Dr. Paul Newman is a leader on observations, modeling, and data analysis related to the stratosphere and ozone depletion. Dr. Newman has been with NASA since 1990. He is now a senior-level atmospheric physicist at NASA's Goddard Space Flight Center in the Atmospheric Chemistry and Dynamics Branch.
Dr. Newman has been involved in NASA aircraft field missions since 1987, and has been project or platform scientist for 11 of those missions. These missions have provided crucial information for understanding ozone depletion. Dr. Newman is now the co-project scientist for the Global Hawk Pacific Mission (GloPac, March-April 2010). NASA acquired Global Hawk unmanned aircraft systems (UASs) from the military in 2009, and GloPac was the first mission to use these UASs for scientific research.

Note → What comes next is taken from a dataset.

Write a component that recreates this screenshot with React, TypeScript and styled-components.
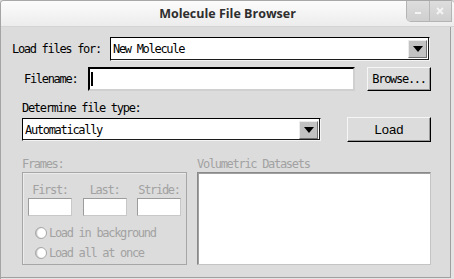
import React from "react";
import styled, { createGlobalStyle } from "styled-components";

const Global = createGlobalStyle`
  * {
    box-sizing: border-box;
  }
  body {
    margin: 0;
    background: #dcdcdc;
  }
`;

const TkFont = `
  font-family: "DejaVu Sans Mono", "Liberation Mono", monospace;
  font-size: 12px;
  letter-spacing: -1.3px;
`;

const App: React.FC = () => {
  return (
    <Window>
      <Global />
      <TitleBar>
        <span />
        <Title>Molecule File Browser</Title>
        <WinButtons>
          <WinButton>
            <svg width="8" height="8" viewBox="0 0 8 8">
              <rect x="1" y="5" width="6" height="2" fill="#f4f4f4" />
            </svg>
          </WinButton>
          <WinButton>
            <svg width="8" height="8" viewBox="0 0 8 8">
              <path d="M1 1 L7 7 M7 1 L1 7" stroke="#f4f4f4" strokeWidth="2" />
            </svg>
          </WinButton>
        </WinButtons>
      </TitleBar>

      <Body>
        <Row $indent={11} $height={24}>
          <Label $width={98}>Load files for:</Label>
          <Combo $width={320}>
            <ComboText>New Molecule</ComboText>
            <ArrowButton>
              <Arrow />
            </ArrowButton>
          </Combo>
        </Row>

        <Row $indent={23} $top={6} $height={24}>
          <Label $width={64}>Filename:</Label>
          <Entry $width={267}>
            <Caret />
          </Entry>
          <Button $width={64} $left={12} $height={24}>
            Browse...
          </Button>
        </Row>

        <SectionLabel $indent={21}>Determine file type:</SectionLabel>

        <Row $indent={21} $top={1}>
          <Combo $width={299} $height={23}>
            <ComboText>Automatically</ComboText>
            <ArrowButton>
              <Arrow />
            </ArrowButton>
          </Combo>
          <Button $width={84} $left={26} $sans>
            Load
          </Button>
        </Row>

        <Bottom>
          <Column $width={165}>
            <DisabledLabel>Frames:</DisabledLabel>
            <GroupBox>
              <FieldGrid>
                {["First:", "Last:", "Stride:"].map((f) => (
                  <Field key={f}>
                    <DisabledLabel $center>{f}</DisabledLabel>
                    <SmallEntry />
                  </Field>
                ))}
              </FieldGrid>
              <RadioList>
                <RadioRow>
                  <Radio />
                  <DisabledLabel>Load in background</DisabledLabel>
                </RadioRow>
                <RadioRow>
                  <Radio />
                  <DisabledLabel>Load all at once</DisabledLabel>
                </RadioRow>
              </RadioList>
            </GroupBox>
          </Column>
          <Column $width={234}>
            <DisabledLabel>Volumetric Datasets</DisabledLabel>
            <ListBox />
          </Column>
        </Bottom>
      </Body>
    </Window>
  );
};

export default App;

// style
const Window = styled.div`
  width: 454px;
  height: 279px;
  display: flex;
  flex-direction: column;
  background: #e4e4e4;
  border-left: 1px solid #a4a4a4;
  border-top: 1px solid #a8a8a8;
  border-radius: 4px 4px 0 0;
  overflow: hidden;
`;

const TitleBar = styled.div`
  height: 26px;
  display: grid;
  grid-template-columns: 48px 1fr 48px;
  align-items: start;
  background: linear-gradient(#fcfcfc, #ececec);
  border-bottom: 1px solid #d4d4d4;
`;

const Title = styled.div`
  font-family: "Open Sans", "Noto Sans", sans-serif;
  font-weight: 700;
  font-size: 12.5px;
  line-height: 26px;
  color: #2e2e2e;
  text-align: center;
`;

const WinButtons = styled.div`
  display: flex;
  height: 22px;
  margin-right: 2px;
  margin-top: -1px;
  border: 1px solid #b4b4b4;
  border-top: none;
  border-radius: 0 0 0 5px;
  overflow: hidden;
`;

const WinButton = styled.div`
  flex: 1;
  display: flex;
  align-items: center;
  justify-content: center;
  background: linear-gradient(#dedede, #cfcfcf);

  & + & {
    border-left: 1px solid #b8b8b8;
  }
`;

const Body = styled.div`
  flex: 1;
  display: flex;
  flex-direction: column;
  background: #dcdcdc;
  margin-right: 3px;
  margin-bottom: 1px;
  border-right: 1px solid #a0a0a0;
  border-bottom: 1px solid #a0a0a0;
  padding-top: 10px;
`;

const Row = styled.div<{ $indent: number; $top?: number; $height?: number }>`
  display: flex;
  align-items: center;
  padding-left: ${(p) => p.$indent}px;
  margin-top: ${(p) => p.$top ?? 0}px;
  height: ${(p) => p.$height ?? 25}px;
`;

const Label = styled.div<{ $width: number }>`
  ${TkFont}
  width: ${(p) => p.$width}px;
  color: #000;
  white-space: nowrap;
`;

const SectionLabel = styled.div<{ $indent: number }>`
  ${TkFont}
  padding-left: ${(p) => p.$indent}px;
  margin-top: 9px;
  line-height: 16px;
  color: #000;
`;

const Combo = styled.div<{ $width: number; $height?: number }>`
  width: ${(p) => p.$width}px;
  height: ${(p) => p.$height ?? 24}px;
  display: flex;
  align-items: center;
  background: #fff;
  border: 1px solid;
  border-color: #000 #f4f4f4 #f4f4f4 #000;
  box-shadow: inset -1px -1px 0 #1c1c1c;
  padding: 0 2px 0 2px;
`;

const ComboText = styled.div`
  ${TkFont}
  flex: 1;
  color: #000;
  white-space: nowrap;
`;

const ArrowButton = styled.div`
  width: 19px;
  height: 18px;
  display: flex;
  align-items: center;
  justify-content: center;
  background: #c2c2c2;
  border: 1px solid;
  border-color: #ececec #707070 #707070 #ececec;
`;

const Arrow = styled.div`
  width: 0;
  height: 0;
  border-left: 5px solid transparent;
  border-right: 5px solid transparent;
  border-top: 6px solid #000;
`;

const Entry = styled.div<{ $width: number }>`
  width: ${(p) => p.$width}px;
  height: 24px;
  display: flex;
  align-items: center;
  background: #fff;
  border: 2px solid;
  border-color: #000 #d0d0d0 #d0d0d0 #000;
  padding-left: 1px;
`;

const Caret = styled.div`
  width: 2px;
  height: 14px;
  background: #000;
`;

const Button = styled.div<{
  $width: number;
  $left: number;
  $sans?: boolean;
  $height?: number;
}>`
  ${(p) =>
    p.$sans
      ? `font-family: "Liberation Sans", "Arial", sans-serif; font-size: 13px;`
      : TkFont}
  width: ${(p) => p.$width}px;
  height: ${(p) => p.$height ?? 25}px;
  margin-left: ${(p) => p.$left}px;
  display: flex;
  align-items: center;
  justify-content: center;
  color: #000;
  background: #dcdcdc;
  border: 1px solid;
  border-color: #f6f6f6 #000 #000 #f6f6f6;
  box-shadow: inset -1px -1px 0 #9a9a9a;
`;

const Bottom = styled.div`
  display: flex;
  gap: 10px;
  padding-left: 21px;
  margin-top: 14px;
`;

const Column = styled.div<{ $width: number }>`
  width: ${(p) => p.$width}px;
  display: flex;
  flex-direction: column;
`;

const DisabledLabel = styled.div<{ $center?: boolean }>`
  ${TkFont}
  line-height: 16px;
  color: #a2a2a2;
  white-space: nowrap;
  text-align: ${(p) => (p.$center ? "center" : "left")};
`;

const GroupBox = styled.div`
  height: 93px;
  border: 1px solid #a6a6a6;
  box-shadow: inset 1px 1px 0 #ececec;
  padding: 9px 5px 0 5px;
`;

const FieldGrid = styled.div`
  width: 153px;
  display: flex;
  justify-content: space-between;
`;

const Field = styled.div`
  width: 44px;
  display: flex;
  flex-direction: column;
`;

const SmallEntry = styled.div`
  height: 18px;
  background: #fff;
  border: 1px solid;
  border-color: #9c9c9c #c8c8c8 #c8c8c8 #9c9c9c;
`;

const RadioList = styled.div`
  display: flex;
  flex-direction: column;
  margin-top: 7px;
  padding-left: 7px;
`;

const RadioRow = styled.div`
  display: flex;
  align-items: center;
  gap: 2px;
  height: 20px;
`;

const Radio = styled.div`
  width: 12px;
  height: 12px;
  border-radius: 50%;
  border: 1px solid #a8a8a8;
  background: radial-gradient(circle at 65% 50%, #fff 55%, #c8c8c8 75%);
`;

const ListBox = styled.div`
  height: 93px;
  background: #fff;
  border: 1px solid;
  border-color: #8a8a8a #c4c4c4 #c4c4c4 #8a8a8a;
  box-shadow: inset 1px 1px 0 #a0a0a0;
`;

Dr. Newman is directing work on understanding the chemistry and physics of the ozone layer. He has written over 135 peer-reviewed publications on stratospheric science and ozone depletion. His work in the 1980s involved documenting the Antarctic ozone hole and understanding its dynamics. His latest modeling work has shown that ozone-depleting substances would have destroyed two-thirds of the ozone layer by 2065 if they had not been regulated by the Montreal Protocol.
Dr. Newman has been a primary leader in the scientific assessments of stratospheric ozone depletion. These assessments provide the scientific basis for the regulation of ozone-depleting substances under the Montreal Protocol. He co-authored the WMO/UNEP 1988 ozone assessment chapter on temperature trends, co-authored the WMO 1994 ozone assessment chapter on mid-latitude ozone, and reviewed or contributed to the 1989, 1991, 1994, and 1998 WMO/UNEP assessments. Dr. Newman was the lead author on the polar ozone chapter for both the 2002 and 2006 WMO/UNEP assessments. In 2007, he was selected by the signatories to the Montreal Protocol as one of the co-chairs to the Scientific Assessment Panel.